Contact: Tim Lucas, 919/613-8084, firstname.lastname@example.org
by Sergio Tovar, Nicholas School Social Media Specialist
DURHAM, N.C. – Students planning careers in the energy sector increasingly need mastery of the complex skills required to do long-term forecasting under uncertain conditions.
Few people are better qualified to teach these skills than Luana Marangon Lima.
The Brazilian native, who joined the Nicholas School faculty in January as visiting assistant professor of energy and the environment, is an expert in analyzing energy systems. Much of her research focuses on using cutting-edge algorithms and techniques to forecast renewable energy generation.
“Luana’s experience teaching applied statistics and operations research techniques to solve energy-related problems, when combined with her research on hydropower and other renewable sectors, sets her apart and is what made her our top candidate,” says Stanback Dean Jeff Vincent “Our school and, most importantly, our students are fortunate to have her.”

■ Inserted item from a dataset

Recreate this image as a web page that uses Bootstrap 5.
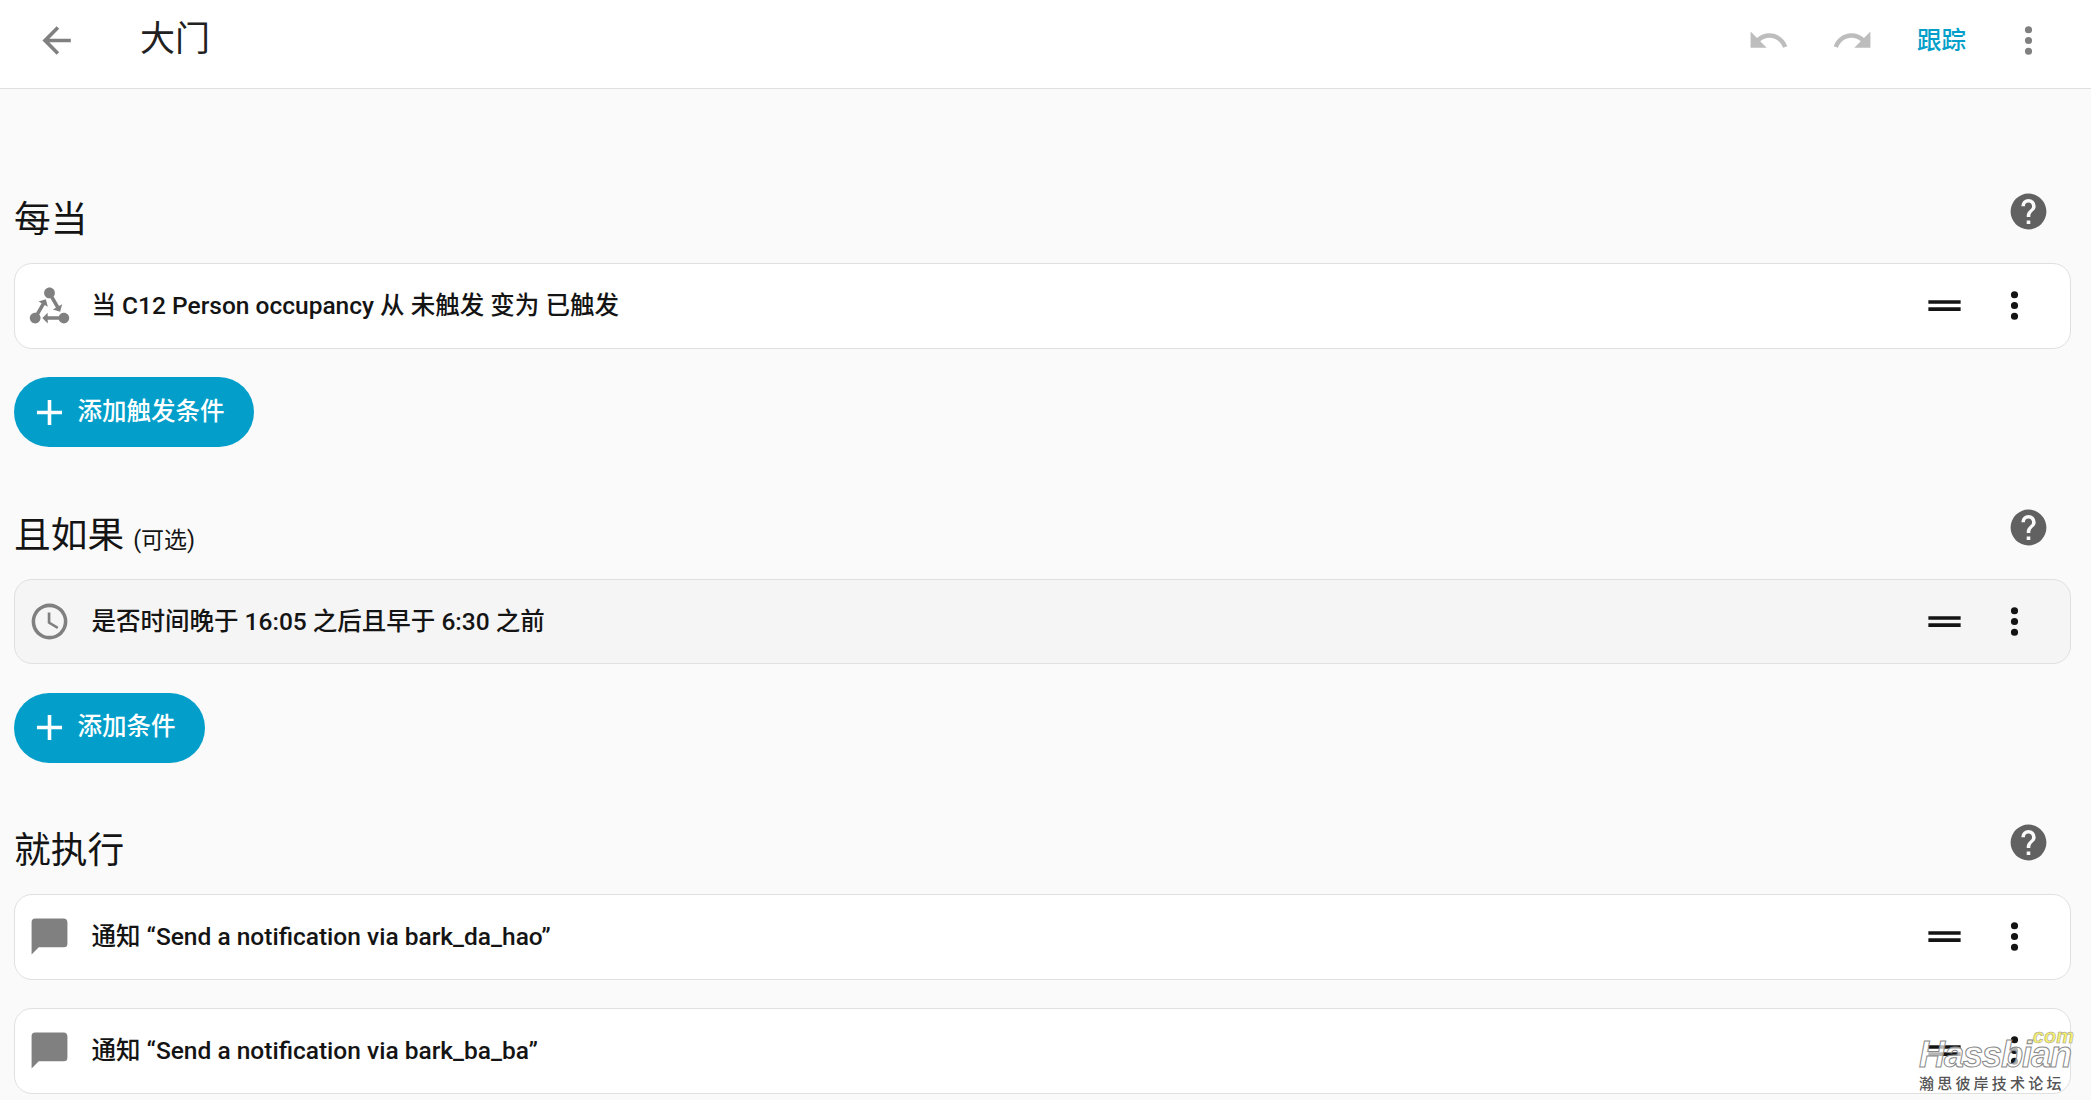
<!DOCTYPE html>
<html lang="zh-CN">
<head>
<meta charset="UTF-8">
<title>大门</title>
<link href="https://cdn.jsdelivr.net/npm/bootstrap@5.3.2/dist/css/bootstrap.min.css" rel="stylesheet">
<style>
html, body { height: 1100px; overflow: hidden; }
body { background: #fff; font-family: Roboto, "Noto Sans CJK SC", sans-serif; color: #141414; }
.app-shell { width: 2091px; height: 1100px; background: #fafafa; overflow: hidden; position: relative; border-top-right-radius: 6px; }
.top-bar { height: 89px; background: #fff; border-bottom: 1px solid #e0e0e0; padding: 0 41.5px 8px 34.5px; }
.top-title { font-size: 35px; font-weight: 400; margin: 0 0 0 62.5px; color: #212121; line-height: 40px; }
.ic { width: 43px; height: 43px; fill: currentColor; flex: none; display: block; }
.ic-muted { color: #808080; }
.ic-off { color: #bdbdbd; }
.ic-dark { color: #141414; }
.ic-help { color: #616161; margin-top: -4px; }
.hist-gap { margin-left: 41px; }
.trace-link { color: #039fca; font-size: 24.5px; font-weight: 500; text-decoration: none; margin: 2px 40.5px 0 43.5px; line-height: 1; }
.page-main { padding: 105px 20px 0 14px; }
.block-head { margin-bottom: 18px; padding-right: 21.5px; }
.block-title { font-size: 36.7px; line-height: 50px; font-weight: 400; margin: 1px 0 0; color: #141414; }
.block-title small { font-size: 23px; font-weight: 400; line-height: 1; }
.rule-row { height: 85.5px; background: #fff; border: 1.5px solid #e0e0e0; border-radius: 18px; margin-bottom: 28.5px; padding: 0 34px 0 13px; font-size: 24.5px; font-weight: 500; }
.rule-row.row-alt { background: #f5f5f5; }
.rule-text { margin-left: 20.5px; padding-top: 2px; }
.rule-drag { margin-right: 27px; }
.add-btn { height: 70px; width: fit-content; border-radius: 35px; background: #039fca; color: #fff; border: 0; font-size: 24.5px; font-weight: 500; padding: 0 29px 0 14px; }
.add-btn .ic { margin-right: 6.5px; }
.add-btn:hover { background: #039fca; color: #fff; }
.block-sec { margin-bottom: 62.5px; }
.wm-box { position: absolute; right: 17px; bottom: 8px; width: 155px; color: #666; }
.wm-com { font: italic 700 20px/12px "Liberation Sans", sans-serif; color: #f6f06c; -webkit-text-stroke: .5px #999; text-align: right; }
.wm-name { font: italic 700 36px/26px "Liberation Sans", sans-serif; color: rgba(255,255,255,.7); -webkit-text-stroke: 1px #888; letter-spacing: -1px; white-space: nowrap; }
.wm-sub { font: 500 15px/18px "Noto Sans CJK SC", sans-serif; letter-spacing: 3.2px; margin-top: 6px; color: #555; white-space: nowrap; }
</style>
</head>
<body>
<div class="app-shell">
    <header class="top-bar d-flex align-items-center">
        <svg class="ic ic-muted" viewBox="0 0 24 24"><path d="M20,11V13H8L13.5,18.5L12.08,19.92L4.16,12L12.08,4.08L13.5,5.5L8,11H20Z"/></svg>
        <h1 class="top-title">大门</h1>
        <div class="ms-auto d-flex align-items-center">
            <svg class="ic ic-off" viewBox="0 0 24 24"><path d="M12.5,8C9.85,8 7.45,9 5.6,10.6L2,7V16H11L7.38,12.38C8.77,11.22 10.54,10.5 12.5,10.5C16.04,10.5 19.05,12.81 20.1,16L22.47,15.22C21.08,11.03 17.15,8 12.5,8Z"/></svg>
            <svg class="ic ic-off hist-gap" viewBox="0 0 24 24"><path d="M18.4,10.6C16.55,9 14.15,8 11.5,8C6.85,8 2.92,11.03 1.54,15.22L3.9,16C4.95,12.81 7.95,10.5 11.5,10.5C13.45,10.5 15.23,11.22 16.62,12.38L13,16H22V7L18.4,10.6Z"/></svg>
            <a class="trace-link" href="#">跟踪</a>
            <svg class="ic ic-muted" viewBox="0 0 24 24"><path d="M12,16A2,2 0 0,1 14,18A2,2 0 0,1 12,20A2,2 0 0,1 10,18A2,2 0 0,1 12,16M12,10A2,2 0 0,1 14,12A2,2 0 0,1 12,14A2,2 0 0,1 10,12A2,2 0 0,1 12,10M12,4A2,2 0 0,1 14,6A2,2 0 0,1 12,8A2,2 0 0,1 10,6A2,2 0 0,1 12,4Z"/></svg>
        </div>
    </header>

    <main class="page-main">
        <section class="block-sec">
            <div class="block-head d-flex justify-content-between align-items-start">
                <h2 class="block-title">每当</h2>
                <svg class="ic ic-help" viewBox="0 0 24 24"><path d="M15.07,11.25L14.17,12.17C13.45,12.89 13,13.5 13,15H11V14.5C11,13.39 11.45,12.39 12.17,11.67L13.41,10.41C13.78,10.05 14,9.55 14,9C14,7.89 13.1,7 12,7A2,2 0 0,0 10,9H8A4,4 0 0,1 12,5A4,4 0 0,1 16,9C16,9.88 15.64,10.67 15.07,11.25M13,19H11V17H13M12,2A10,10 0 0,0 2,12A10,10 0 0,0 12,22A10,10 0 0,0 22,12C22,6.47 17.5,2 12,2Z"/></svg>
            </div>
            <div class="rule-row d-flex align-items-center">
                <svg class="ic ic-muted" viewBox="0 0 24 24"><path d="M6.27 17.05C6.72 17.58 7 18.25 7 19C7 20.66 5.66 22 4 22S1 20.66 1 19 2.34 16 4 16C4.18 16 4.36 16 4.53 16.05L7.6 10.69L5.86 9.7L9.95 8.58L11.07 12.67L9.33 11.68L6.27 17.05M20 16C18.7 16 17.6 16.84 17.18 18H11V16L8 19L11 22V20H17.18C17.6 21.16 18.7 22 20 22C21.66 22 23 20.66 23 19S21.66 16 20 16M12 8C12.18 8 12.36 8 12.53 7.95L15.6 13.31L13.86 14.3L17.95 15.42L19.07 11.33L17.33 12.32L14.27 6.95C14.72 6.42 15 5.75 15 5C15 3.34 13.66 2 12 2S9 3.34 9 5 10.34 8 12 8Z"/></svg>
                <span class="rule-text">当 C12 Person occupancy 从 未触发 变为 已触发</span>
                <svg class="ic ic-dark ms-auto rule-drag" viewBox="0 0 24 24"><path d="M21 11H3V9H21V11M21 13H3V15H21V13Z"/></svg>
                <svg class="ic ic-dark" viewBox="0 0 24 24"><path d="M12,16A2,2 0 0,1 14,18A2,2 0 0,1 12,20A2,2 0 0,1 10,18A2,2 0 0,1 12,16M12,10A2,2 0 0,1 14,12A2,2 0 0,1 12,14A2,2 0 0,1 10,12A2,2 0 0,1 12,10M12,4A2,2 0 0,1 14,6A2,2 0 0,1 12,8A2,2 0 0,1 10,6A2,2 0 0,1 12,4Z"/></svg>
            </div>
            <button class="btn add-btn d-flex align-items-center" type="button">
                <svg class="ic" viewBox="0 0 24 24"><path d="M19,13H13V19H11V13H5V11H11V5H13V11H19V13Z"/></svg>添加触发条件
            </button>
        </section>

        <section class="block-sec">
            <div class="block-head d-flex justify-content-between align-items-start">
                <h2 class="block-title">且如果 <small>(可选)</small></h2>
                <svg class="ic ic-help" viewBox="0 0 24 24"><path d="M15.07,11.25L14.17,12.17C13.45,12.89 13,13.5 13,15H11V14.5C11,13.39 11.45,12.39 12.17,11.67L13.41,10.41C13.78,10.05 14,9.55 14,9C14,7.89 13.1,7 12,7A2,2 0 0,0 10,9H8A4,4 0 0,1 12,5A4,4 0 0,1 16,9C16,9.88 15.64,10.67 15.07,11.25M13,19H11V17H13M12,2A10,10 0 0,0 2,12A10,10 0 0,0 12,22A10,10 0 0,0 22,12C22,6.47 17.5,2 12,2Z"/></svg>
            </div>
            <div class="rule-row row-alt d-flex align-items-center">
                <svg class="ic ic-muted" viewBox="0 0 24 24"><path d="M12,20A8,8 0 0,0 20,12A8,8 0 0,0 12,4A8,8 0 0,0 4,12A8,8 0 0,0 12,20M12,2A10,10 0 0,1 22,12A10,10 0 0,1 12,22C6.47,22 2,17.5 2,12A10,10 0 0,1 12,2M12.5,7V12.25L17,14.92L16.25,16.15L11,13V7H12.5Z"/></svg>
                <span class="rule-text">是否时间晚于 16:05 之后且早于 6:30 之前</span>
                <svg class="ic ic-dark ms-auto rule-drag" viewBox="0 0 24 24"><path d="M21 11H3V9H21V11M21 13H3V15H21V13Z"/></svg>
                <svg class="ic ic-dark" viewBox="0 0 24 24"><path d="M12,16A2,2 0 0,1 14,18A2,2 0 0,1 12,20A2,2 0 0,1 10,18A2,2 0 0,1 12,16M12,10A2,2 0 0,1 14,12A2,2 0 0,1 12,14A2,2 0 0,1 10,12A2,2 0 0,1 12,10M12,4A2,2 0 0,1 14,6A2,2 0 0,1 12,8A2,2 0 0,1 10,6A2,2 0 0,1 12,4Z"/></svg>
            </div>
            <button class="btn add-btn d-flex align-items-center" type="button">
                <svg class="ic" viewBox="0 0 24 24"><path d="M19,13H13V19H11V13H5V11H11V5H13V11H19V13Z"/></svg>添加条件
            </button>
        </section>

        <section class="block-sec">
            <div class="block-head d-flex justify-content-between align-items-start">
                <h2 class="block-title">就执行</h2>
                <svg class="ic ic-help" viewBox="0 0 24 24"><path d="M15.07,11.25L14.17,12.17C13.45,12.89 13,13.5 13,15H11V14.5C11,13.39 11.45,12.39 12.17,11.67L13.41,10.41C13.78,10.05 14,9.55 14,9C14,7.89 13.1,7 12,7A2,2 0 0,0 10,9H8A4,4 0 0,1 12,5A4,4 0 0,1 16,9C16,9.88 15.64,10.67 15.07,11.25M13,19H11V17H13M12,2A10,10 0 0,0 2,12A10,10 0 0,0 12,22A10,10 0 0,0 22,12C22,6.47 17.5,2 12,2Z"/></svg>
            </div>
            <div class="rule-row d-flex align-items-center">
                <svg class="ic ic-muted" viewBox="0 0 24 24"><path d="M20,2H4A2,2 0 0,0 2,4V22L6,18H20A2,2 0 0,0 22,16V4C22,2.89 21.1,2 20,2Z"/></svg>
                <span class="rule-text">通知 “Send a notification via bark_da_hao”</span>
                <svg class="ic ic-dark ms-auto rule-drag" viewBox="0 0 24 24"><path d="M21 11H3V9H21V11M21 13H3V15H21V13Z"/></svg>
                <svg class="ic ic-dark" viewBox="0 0 24 24"><path d="M12,16A2,2 0 0,1 14,18A2,2 0 0,1 12,20A2,2 0 0,1 10,18A2,2 0 0,1 12,16M12,10A2,2 0 0,1 14,12A2,2 0 0,1 12,14A2,2 0 0,1 10,12A2,2 0 0,1 12,10M12,4A2,2 0 0,1 14,6A2,2 0 0,1 12,8A2,2 0 0,1 10,6A2,2 0 0,1 12,4Z"/></svg>
            </div>
            <div class="rule-row d-flex align-items-center">
                <svg class="ic ic-muted" viewBox="0 0 24 24"><path d="M20,2H4A2,2 0 0,0 2,4V22L6,18H20A2,2 0 0,0 22,16V4C22,2.89 21.1,2 20,2Z"/></svg>
                <span class="rule-text">通知 “Send a notification via bark_ba_ba”</span>
                <svg class="ic ic-dark ms-auto rule-drag" viewBox="0 0 24 24"><path d="M21 11H3V9H21V11M21 13H3V15H21V13Z"/></svg>
                <svg class="ic ic-dark" viewBox="0 0 24 24"><path d="M12,16A2,2 0 0,1 14,18A2,2 0 0,1 12,20A2,2 0 0,1 10,18A2,2 0 0,1 12,16M12,10A2,2 0 0,1 14,12A2,2 0 0,1 12,14A2,2 0 0,1 10,12A2,2 0 0,1 12,10M12,4A2,2 0 0,1 14,6A2,2 0 0,1 12,8A2,2 0 0,1 10,6A2,2 0 0,1 12,4Z"/></svg>
            </div>
        </section>
    </main>

    <div class="wm-box">
        <div class="wm-com">.com</div>
        <div class="wm-name">Hassbian</div>
        <div class="wm-sub">瀚思彼岸技术论坛</div>
    </div>
</div>
<script src="https://cdn.jsdelivr.net/npm/bootstrap@5.3.2/dist/js/bootstrap.bundle.min.js"></script>
</body>
</html>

Dalia Patiño-Echeverri, Gendell Associate Professor of Energy Systems and Public Policy, agrees. “I am thrilled that Luana is here enriching the course offerings in quantitative tools for energy systems analysis,” she says.
This semester, Marangon Lima is teaching a new course, “Time-Series Analysis for Energy Data” that focuses on time-series analysis, models and forecasting, with an emphasis on energy and environment applications. In addition to acquiring the skills needed to do long-term forecasts, students will examine the scientific, economic, societal and governmental forces that shape institutional strategies for resource management as well as institutional structures that can constrain these strategies or allow adaptation.
“This course is like a dream come true,” she says. “I’m having the chance to teach what I like to do most.”
Born in Rio de Janeiro, Marangon Lima’s upbringing fostered a passion for energy research. She says her father, an electrical engineer, instilled an interest in the field from an early age.
She earned bachelor’s and master’s degrees in electrical engineering at Brazil’s Federal University of Itajubá, before getting her PhD in operations research and industrial engineering at the University of Texas at Austin in 2011. Her dissertation focused on developing a time-series model to forecast reservoir inflows in Brazil under climate change scenarios.
Marangon Lima returned to Brazil after graduation to investigate the effects of climate change on the country’s hydrothermal energy production for current and future power plants.
“Most of our energy in Brazil comes from hydroelectric – about 80 percent,” she says. “If we have a good prediction of how much water we get, then we can do a better job of operating and planning the hydrothermal system.”
She returned to Itajubá in 2013 as an assistant professor, teaching both undergraduate and graduate students on topics ranging from electrical engineering to power systems economics and computational methods applied to energy.
In 2016, Marangon Lima moved to Raleigh after her husband landed a position at North Carolina State University.
“As soon as I came here, I started sending emails to my professors at UT, to other colleagues I have around the U.S., and they always said, ‘Wow, you’re close to the Nicholas School and they have everything to do with your research,’” she says.
After researching what Duke and the Nicholas School had to offer, she knew the school would be a great fit for her.
“This is exactly where I want to be,” Marangon Lima says.
She says she looks forward to learning from the diverse perspectives her students and colleagues bring as well to developing new research as she becomes better acquainted with the U.S. energy system.
“The faculty here has a lot of experience and I’m sure I have to learn but also contribute to their research as well,” says Marangon Lima. “That’s what the Nicholas School is all about. We have people from all over the world and they’re working together in the fields of climate, energy, environmental sustainability. It’s a great place to be.”